Soundness: Invalid rewards are rejected with high probability
Completeness: Valid rewards are always accepted
Zero-knowledge: Proofs reveal nothing beyond reward validity
Non-malleability: Proofs cannot be modified to verify different rewards

The security reduces to the underlying cryptographic assumptions (e.g., discrete log, knowledge-of-exponent).

Performance Optimizations

Recent work has identified several optimization strategies:

Batch Verification

Aggregate multiple proofs into a single verification:

$V(r_1...r_n, \pi_{\text{batch}}) \text{ instead of } V(r_i, \pi_i) \text{ for each } i$

This amortizes verification costs across episodes.

Proof Composition

Complex reward functions can be decomposed:

$R(s,a) = R_1(s,a) + R_2(s,a)$ $\pi = (\pi_1, \pi_2) \text{ where } \pi_i \text{ proves } R_i$

Enables parallel proof generation and modular verification.

Hardware Acceleration

Specialized hardware (FPGAs, ASICs) can accelerate:

Field arithmetic for elliptic curve operations
Multi-scalar multiplication
FFT-based polynomial operations

Open Research Questions

The intersection of cryptography and RL presents numerous open problems:

Adaptive proof systems: Can proof complexity adapt to reward function complexity?
Privacy-preserving rewards: How to verify rewards without revealing sensitive state information?
Continuous verification: Efficient verification for continuous action/state spaces
Proof-of-learning: Extending beyond rewards to verify entire learning trajectories

Conclusion

Verifiable rewards represent a natural evolution in RL system design.
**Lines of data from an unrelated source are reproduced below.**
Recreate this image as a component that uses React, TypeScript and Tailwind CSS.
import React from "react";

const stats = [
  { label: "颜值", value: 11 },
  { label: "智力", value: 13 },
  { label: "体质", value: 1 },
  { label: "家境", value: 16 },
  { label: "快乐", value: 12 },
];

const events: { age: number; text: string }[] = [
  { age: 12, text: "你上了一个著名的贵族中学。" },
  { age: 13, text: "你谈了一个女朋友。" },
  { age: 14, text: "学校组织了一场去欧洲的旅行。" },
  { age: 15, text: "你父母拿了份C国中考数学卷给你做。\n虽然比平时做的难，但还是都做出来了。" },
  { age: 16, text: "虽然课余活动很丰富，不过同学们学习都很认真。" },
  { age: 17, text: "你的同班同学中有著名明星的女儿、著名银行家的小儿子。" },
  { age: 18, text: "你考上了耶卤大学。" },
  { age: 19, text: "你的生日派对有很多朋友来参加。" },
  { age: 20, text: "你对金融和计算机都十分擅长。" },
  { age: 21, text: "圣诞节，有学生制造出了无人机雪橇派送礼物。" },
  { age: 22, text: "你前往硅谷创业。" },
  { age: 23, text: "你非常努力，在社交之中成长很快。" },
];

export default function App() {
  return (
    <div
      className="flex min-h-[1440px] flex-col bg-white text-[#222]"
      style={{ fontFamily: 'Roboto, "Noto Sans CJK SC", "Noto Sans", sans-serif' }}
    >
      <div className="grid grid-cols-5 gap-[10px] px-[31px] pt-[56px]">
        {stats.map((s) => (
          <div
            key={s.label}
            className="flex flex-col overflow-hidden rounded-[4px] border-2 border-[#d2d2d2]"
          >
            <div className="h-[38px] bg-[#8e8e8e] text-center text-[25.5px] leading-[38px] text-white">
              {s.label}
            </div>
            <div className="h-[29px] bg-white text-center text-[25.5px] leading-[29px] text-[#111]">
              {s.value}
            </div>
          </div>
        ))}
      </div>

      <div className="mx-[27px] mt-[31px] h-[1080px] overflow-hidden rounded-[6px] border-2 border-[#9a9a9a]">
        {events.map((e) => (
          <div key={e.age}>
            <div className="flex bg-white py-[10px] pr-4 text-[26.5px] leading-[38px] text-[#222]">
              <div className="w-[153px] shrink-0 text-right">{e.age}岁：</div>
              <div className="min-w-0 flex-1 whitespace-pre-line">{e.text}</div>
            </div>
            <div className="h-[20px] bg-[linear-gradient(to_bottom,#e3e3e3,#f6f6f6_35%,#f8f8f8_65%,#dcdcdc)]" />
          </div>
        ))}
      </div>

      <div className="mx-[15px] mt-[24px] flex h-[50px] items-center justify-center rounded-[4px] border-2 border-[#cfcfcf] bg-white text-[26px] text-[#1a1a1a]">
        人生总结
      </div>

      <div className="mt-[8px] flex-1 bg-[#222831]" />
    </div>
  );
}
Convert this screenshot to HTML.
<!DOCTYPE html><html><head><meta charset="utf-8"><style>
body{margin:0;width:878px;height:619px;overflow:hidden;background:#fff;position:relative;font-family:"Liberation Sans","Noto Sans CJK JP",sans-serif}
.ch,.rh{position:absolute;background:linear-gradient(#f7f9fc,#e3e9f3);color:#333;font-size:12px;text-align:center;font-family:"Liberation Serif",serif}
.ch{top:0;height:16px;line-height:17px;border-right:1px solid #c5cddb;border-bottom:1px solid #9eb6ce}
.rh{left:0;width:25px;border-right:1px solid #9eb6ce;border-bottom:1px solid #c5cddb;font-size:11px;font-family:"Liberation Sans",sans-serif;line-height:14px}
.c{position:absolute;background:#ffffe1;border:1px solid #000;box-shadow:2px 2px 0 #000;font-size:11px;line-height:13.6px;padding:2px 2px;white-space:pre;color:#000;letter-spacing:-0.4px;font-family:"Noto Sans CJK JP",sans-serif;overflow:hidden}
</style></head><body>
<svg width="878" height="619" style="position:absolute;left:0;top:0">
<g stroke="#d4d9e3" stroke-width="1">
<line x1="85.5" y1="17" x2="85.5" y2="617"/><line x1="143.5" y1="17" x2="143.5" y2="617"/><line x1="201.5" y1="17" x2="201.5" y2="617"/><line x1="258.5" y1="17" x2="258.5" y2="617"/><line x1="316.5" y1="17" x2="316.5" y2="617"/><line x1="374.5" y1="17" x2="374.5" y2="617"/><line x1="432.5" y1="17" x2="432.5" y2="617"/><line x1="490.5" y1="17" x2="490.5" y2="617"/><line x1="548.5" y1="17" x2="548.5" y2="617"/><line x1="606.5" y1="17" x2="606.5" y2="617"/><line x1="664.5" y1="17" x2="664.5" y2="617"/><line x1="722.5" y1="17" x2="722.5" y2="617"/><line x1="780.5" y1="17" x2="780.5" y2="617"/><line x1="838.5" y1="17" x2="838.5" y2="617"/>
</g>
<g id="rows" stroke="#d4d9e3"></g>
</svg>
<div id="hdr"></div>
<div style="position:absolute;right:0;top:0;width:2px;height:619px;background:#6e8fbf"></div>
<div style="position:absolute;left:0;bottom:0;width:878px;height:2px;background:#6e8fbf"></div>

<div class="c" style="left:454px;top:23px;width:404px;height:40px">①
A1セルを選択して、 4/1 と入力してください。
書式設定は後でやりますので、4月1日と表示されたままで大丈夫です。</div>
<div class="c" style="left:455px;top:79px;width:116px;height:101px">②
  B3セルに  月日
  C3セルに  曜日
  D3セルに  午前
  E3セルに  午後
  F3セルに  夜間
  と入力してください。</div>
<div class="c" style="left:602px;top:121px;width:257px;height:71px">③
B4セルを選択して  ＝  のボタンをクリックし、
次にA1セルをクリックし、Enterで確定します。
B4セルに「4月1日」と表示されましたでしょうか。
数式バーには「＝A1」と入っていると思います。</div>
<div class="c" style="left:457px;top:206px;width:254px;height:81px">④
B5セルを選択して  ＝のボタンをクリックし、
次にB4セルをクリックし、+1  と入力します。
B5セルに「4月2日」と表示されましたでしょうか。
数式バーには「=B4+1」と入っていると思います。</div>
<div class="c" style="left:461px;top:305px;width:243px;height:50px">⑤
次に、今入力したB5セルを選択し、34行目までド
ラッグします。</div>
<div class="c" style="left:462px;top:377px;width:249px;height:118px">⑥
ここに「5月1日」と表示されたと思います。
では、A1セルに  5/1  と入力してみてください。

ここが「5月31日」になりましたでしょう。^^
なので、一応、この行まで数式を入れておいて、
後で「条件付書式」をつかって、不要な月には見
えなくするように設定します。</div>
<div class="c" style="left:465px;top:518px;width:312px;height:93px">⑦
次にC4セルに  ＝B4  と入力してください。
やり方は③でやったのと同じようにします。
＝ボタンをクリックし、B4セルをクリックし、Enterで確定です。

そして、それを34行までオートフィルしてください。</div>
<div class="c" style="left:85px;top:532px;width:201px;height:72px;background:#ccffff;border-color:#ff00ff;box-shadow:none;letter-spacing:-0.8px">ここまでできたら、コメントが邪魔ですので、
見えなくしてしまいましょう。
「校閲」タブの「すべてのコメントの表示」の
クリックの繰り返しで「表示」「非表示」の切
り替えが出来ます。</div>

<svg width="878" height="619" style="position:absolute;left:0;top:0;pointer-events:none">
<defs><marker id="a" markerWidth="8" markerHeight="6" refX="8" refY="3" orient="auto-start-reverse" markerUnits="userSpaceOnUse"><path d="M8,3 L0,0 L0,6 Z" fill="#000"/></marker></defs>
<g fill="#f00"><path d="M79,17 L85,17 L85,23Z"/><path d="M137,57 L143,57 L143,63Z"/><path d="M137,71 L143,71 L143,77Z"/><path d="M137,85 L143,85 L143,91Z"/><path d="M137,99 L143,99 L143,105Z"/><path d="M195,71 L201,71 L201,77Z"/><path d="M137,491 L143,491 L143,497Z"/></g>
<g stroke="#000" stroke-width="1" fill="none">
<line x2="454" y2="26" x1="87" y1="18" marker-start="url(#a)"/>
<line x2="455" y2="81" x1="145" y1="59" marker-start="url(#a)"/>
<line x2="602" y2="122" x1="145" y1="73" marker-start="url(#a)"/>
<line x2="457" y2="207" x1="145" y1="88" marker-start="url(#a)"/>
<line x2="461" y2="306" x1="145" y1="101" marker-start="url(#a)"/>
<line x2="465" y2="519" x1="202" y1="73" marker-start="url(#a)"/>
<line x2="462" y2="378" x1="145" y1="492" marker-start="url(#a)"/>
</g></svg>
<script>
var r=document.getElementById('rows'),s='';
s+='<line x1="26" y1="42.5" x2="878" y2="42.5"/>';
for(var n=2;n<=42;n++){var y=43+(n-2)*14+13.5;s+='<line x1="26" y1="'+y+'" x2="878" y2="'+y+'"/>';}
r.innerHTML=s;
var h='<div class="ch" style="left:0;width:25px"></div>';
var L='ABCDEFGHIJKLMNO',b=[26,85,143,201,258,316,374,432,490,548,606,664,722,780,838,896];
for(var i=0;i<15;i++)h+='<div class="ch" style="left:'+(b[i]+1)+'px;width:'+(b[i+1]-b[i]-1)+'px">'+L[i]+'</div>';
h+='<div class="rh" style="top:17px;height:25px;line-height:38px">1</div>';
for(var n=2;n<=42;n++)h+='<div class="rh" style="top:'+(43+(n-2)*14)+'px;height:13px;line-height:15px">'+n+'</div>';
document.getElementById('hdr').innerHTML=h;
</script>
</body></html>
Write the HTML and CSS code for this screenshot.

As deployment contexts become more adversarial and stakes increase, cryptographic verification transitions from theoretical interest to practical necessity. The computational overhead, while non-trivial, is increasingly manageable given advances in proof systems and hardware acceleration.

The key insight remains: in environments where reward integrity matters, the cost of verification is often negligible compared to the cost of manipulation.